Records for processing:
────────────────

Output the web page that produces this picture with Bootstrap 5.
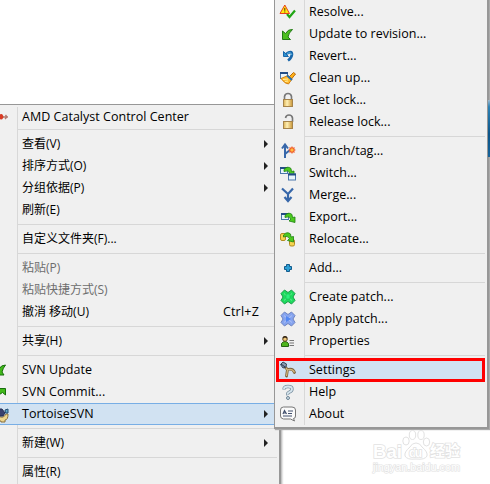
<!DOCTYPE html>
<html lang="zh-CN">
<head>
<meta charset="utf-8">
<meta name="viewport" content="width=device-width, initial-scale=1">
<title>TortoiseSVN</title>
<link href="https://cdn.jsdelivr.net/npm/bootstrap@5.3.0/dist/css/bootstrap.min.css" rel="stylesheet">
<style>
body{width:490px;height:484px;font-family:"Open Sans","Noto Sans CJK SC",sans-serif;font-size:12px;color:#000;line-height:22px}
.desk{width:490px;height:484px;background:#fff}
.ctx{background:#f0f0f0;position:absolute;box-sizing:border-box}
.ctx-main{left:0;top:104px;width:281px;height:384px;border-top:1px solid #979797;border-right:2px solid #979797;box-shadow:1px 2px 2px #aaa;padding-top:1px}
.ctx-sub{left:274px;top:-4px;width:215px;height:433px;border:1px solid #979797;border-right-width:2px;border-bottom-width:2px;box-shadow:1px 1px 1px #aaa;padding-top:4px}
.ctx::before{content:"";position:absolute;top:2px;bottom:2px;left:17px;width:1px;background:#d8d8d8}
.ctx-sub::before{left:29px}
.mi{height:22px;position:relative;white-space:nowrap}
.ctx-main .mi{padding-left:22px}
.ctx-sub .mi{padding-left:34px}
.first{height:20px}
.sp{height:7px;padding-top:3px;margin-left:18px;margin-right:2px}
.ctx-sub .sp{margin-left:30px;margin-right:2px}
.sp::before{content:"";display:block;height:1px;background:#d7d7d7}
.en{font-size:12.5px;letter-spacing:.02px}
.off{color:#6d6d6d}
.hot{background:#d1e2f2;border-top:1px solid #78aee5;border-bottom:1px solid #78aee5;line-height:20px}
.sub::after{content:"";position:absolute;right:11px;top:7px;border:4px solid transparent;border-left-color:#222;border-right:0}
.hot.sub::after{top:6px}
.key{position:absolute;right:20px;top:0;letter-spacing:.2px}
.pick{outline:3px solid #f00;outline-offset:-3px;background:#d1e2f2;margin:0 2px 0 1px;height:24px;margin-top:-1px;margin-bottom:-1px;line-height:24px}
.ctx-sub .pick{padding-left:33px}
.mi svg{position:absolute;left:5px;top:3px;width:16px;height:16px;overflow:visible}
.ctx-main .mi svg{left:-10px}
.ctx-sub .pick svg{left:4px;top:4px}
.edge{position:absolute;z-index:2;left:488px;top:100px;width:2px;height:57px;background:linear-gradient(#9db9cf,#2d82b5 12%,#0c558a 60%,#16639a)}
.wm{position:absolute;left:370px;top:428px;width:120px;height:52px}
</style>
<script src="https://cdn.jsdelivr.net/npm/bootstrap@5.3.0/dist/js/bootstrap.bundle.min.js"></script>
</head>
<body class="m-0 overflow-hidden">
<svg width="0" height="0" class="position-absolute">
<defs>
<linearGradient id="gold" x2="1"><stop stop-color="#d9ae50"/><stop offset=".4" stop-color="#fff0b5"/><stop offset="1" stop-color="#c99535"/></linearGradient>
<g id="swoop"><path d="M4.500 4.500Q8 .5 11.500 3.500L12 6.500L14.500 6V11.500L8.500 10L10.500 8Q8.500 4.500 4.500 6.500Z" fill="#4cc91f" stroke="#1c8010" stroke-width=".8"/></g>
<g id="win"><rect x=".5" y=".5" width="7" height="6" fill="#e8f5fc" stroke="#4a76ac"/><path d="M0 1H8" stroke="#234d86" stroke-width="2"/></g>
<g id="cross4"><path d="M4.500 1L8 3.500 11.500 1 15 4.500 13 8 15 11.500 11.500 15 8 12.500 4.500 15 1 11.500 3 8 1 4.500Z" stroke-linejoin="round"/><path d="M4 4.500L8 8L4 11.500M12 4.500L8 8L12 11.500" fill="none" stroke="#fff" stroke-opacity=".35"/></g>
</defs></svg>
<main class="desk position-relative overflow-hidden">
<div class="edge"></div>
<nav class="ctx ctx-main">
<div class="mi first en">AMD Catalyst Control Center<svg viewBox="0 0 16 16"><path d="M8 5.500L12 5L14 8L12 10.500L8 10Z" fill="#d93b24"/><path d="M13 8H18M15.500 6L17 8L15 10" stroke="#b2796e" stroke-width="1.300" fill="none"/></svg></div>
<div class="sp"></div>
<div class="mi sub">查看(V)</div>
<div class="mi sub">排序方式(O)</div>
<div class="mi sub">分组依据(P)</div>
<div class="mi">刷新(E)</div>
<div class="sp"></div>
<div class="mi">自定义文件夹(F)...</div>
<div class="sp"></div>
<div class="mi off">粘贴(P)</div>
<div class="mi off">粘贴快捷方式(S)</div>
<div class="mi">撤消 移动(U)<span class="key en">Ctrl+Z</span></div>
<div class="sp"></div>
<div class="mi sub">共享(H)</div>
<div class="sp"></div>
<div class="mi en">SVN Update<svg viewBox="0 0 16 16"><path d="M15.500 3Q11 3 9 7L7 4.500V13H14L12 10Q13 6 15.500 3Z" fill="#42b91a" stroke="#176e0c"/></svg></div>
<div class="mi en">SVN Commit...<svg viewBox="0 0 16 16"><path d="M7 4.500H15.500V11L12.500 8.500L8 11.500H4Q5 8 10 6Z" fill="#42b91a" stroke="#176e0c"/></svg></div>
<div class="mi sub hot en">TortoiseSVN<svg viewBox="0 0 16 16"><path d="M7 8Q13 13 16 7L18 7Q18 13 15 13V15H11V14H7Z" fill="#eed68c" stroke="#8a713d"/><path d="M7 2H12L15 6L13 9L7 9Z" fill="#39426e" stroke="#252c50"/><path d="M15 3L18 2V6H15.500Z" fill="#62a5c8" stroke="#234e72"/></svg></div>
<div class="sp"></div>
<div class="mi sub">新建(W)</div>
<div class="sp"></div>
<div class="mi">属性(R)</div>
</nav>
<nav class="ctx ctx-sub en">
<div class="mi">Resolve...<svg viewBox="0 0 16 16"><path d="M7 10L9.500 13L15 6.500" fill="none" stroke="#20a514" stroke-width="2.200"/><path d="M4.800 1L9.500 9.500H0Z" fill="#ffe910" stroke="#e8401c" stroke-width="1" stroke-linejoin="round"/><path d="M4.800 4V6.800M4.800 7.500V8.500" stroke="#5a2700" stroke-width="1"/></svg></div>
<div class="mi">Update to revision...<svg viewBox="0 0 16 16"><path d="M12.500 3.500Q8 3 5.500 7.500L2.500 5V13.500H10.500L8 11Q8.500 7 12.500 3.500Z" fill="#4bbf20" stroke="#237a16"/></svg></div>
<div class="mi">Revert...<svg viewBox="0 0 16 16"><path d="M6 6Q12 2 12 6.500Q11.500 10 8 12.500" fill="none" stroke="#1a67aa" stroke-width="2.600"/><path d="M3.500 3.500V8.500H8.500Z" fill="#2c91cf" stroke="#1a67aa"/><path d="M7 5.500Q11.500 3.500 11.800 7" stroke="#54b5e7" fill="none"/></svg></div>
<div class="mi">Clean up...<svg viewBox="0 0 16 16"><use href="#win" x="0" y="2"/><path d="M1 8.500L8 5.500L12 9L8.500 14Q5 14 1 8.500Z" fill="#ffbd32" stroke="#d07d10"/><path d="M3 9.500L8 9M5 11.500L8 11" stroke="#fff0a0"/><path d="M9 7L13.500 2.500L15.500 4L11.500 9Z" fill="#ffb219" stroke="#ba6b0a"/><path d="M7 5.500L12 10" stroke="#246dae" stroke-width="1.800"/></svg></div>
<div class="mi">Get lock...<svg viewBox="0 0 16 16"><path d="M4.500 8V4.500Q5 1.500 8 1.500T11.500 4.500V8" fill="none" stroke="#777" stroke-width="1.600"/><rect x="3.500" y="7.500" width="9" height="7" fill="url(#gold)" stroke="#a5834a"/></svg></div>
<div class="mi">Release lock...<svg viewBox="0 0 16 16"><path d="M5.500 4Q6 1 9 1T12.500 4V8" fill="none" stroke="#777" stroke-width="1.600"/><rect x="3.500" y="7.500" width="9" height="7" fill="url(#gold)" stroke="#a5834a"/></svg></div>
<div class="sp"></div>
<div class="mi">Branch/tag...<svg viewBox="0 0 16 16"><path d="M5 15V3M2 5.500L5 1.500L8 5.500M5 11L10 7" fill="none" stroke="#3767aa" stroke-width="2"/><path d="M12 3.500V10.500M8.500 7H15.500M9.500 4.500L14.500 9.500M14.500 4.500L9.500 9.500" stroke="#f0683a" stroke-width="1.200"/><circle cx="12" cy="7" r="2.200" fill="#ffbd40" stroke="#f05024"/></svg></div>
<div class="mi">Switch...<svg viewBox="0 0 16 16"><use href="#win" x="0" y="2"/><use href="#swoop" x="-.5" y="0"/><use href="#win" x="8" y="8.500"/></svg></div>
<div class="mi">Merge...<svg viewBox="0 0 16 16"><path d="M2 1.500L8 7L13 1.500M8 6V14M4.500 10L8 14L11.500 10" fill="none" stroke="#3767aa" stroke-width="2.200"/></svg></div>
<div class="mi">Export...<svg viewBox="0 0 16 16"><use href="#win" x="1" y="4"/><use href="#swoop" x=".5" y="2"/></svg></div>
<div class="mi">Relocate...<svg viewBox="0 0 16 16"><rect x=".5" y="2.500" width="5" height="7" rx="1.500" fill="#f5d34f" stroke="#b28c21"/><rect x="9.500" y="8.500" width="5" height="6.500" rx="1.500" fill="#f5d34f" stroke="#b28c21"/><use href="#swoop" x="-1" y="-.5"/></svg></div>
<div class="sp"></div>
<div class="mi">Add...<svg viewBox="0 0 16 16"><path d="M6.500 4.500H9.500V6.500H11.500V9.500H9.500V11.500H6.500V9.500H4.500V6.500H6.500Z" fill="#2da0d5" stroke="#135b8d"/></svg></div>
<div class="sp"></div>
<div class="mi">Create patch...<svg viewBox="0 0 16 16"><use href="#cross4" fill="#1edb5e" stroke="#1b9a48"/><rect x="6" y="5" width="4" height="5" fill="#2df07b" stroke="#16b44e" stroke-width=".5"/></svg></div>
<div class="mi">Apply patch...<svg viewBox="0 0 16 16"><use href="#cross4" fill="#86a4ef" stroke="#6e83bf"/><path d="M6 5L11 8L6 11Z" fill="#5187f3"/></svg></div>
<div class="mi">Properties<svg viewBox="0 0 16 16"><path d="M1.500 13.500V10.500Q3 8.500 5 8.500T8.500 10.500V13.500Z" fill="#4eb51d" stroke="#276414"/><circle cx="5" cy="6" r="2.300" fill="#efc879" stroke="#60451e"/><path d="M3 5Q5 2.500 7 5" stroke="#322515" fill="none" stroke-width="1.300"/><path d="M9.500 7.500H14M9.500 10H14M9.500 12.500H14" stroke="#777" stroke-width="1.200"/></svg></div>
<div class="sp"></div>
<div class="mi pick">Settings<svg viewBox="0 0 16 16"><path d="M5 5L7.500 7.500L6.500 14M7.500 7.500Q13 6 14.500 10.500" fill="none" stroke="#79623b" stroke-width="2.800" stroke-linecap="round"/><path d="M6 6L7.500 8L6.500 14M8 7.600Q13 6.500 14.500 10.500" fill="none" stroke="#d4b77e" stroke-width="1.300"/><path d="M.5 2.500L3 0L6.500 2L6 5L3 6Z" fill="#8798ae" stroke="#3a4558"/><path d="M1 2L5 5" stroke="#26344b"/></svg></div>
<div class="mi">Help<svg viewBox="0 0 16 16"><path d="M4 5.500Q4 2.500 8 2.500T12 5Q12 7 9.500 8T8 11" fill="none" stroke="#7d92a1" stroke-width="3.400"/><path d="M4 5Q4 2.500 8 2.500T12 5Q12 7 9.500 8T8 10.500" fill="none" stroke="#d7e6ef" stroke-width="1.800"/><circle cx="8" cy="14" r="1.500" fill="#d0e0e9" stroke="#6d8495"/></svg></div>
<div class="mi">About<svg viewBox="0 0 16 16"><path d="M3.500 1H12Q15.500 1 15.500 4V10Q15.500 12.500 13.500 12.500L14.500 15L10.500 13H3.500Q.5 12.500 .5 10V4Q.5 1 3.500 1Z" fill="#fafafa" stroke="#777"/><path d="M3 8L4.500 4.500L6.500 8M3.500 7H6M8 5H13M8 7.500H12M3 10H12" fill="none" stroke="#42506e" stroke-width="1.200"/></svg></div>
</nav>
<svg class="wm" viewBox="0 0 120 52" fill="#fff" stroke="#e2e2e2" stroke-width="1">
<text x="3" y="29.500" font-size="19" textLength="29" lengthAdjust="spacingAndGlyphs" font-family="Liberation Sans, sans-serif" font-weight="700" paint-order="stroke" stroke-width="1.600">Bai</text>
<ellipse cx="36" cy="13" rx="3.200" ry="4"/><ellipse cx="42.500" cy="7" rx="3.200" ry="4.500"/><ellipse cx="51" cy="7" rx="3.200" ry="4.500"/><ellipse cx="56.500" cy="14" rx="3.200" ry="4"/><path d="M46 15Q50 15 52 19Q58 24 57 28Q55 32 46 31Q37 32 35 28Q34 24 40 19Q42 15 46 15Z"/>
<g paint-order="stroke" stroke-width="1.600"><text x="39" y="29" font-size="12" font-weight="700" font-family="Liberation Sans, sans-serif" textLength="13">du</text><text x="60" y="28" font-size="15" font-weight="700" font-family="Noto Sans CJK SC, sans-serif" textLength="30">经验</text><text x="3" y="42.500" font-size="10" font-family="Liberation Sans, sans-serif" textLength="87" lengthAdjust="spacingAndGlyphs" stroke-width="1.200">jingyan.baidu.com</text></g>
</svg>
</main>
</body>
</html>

────────────────

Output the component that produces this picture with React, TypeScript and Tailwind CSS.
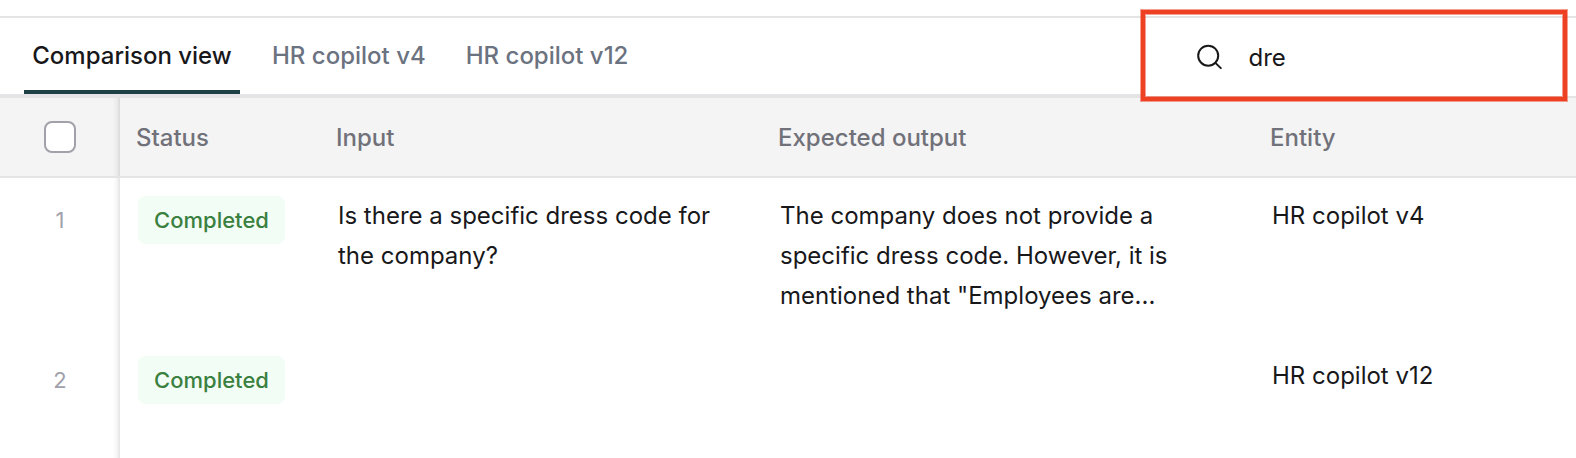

────────────────

Required work: Find the lines above that contain the word "picture" and collect them.

Result of the task:
Output the web page that produces this picture with Bootstrap 5.
Output the component that produces this picture with React, TypeScript and Tailwind CSS.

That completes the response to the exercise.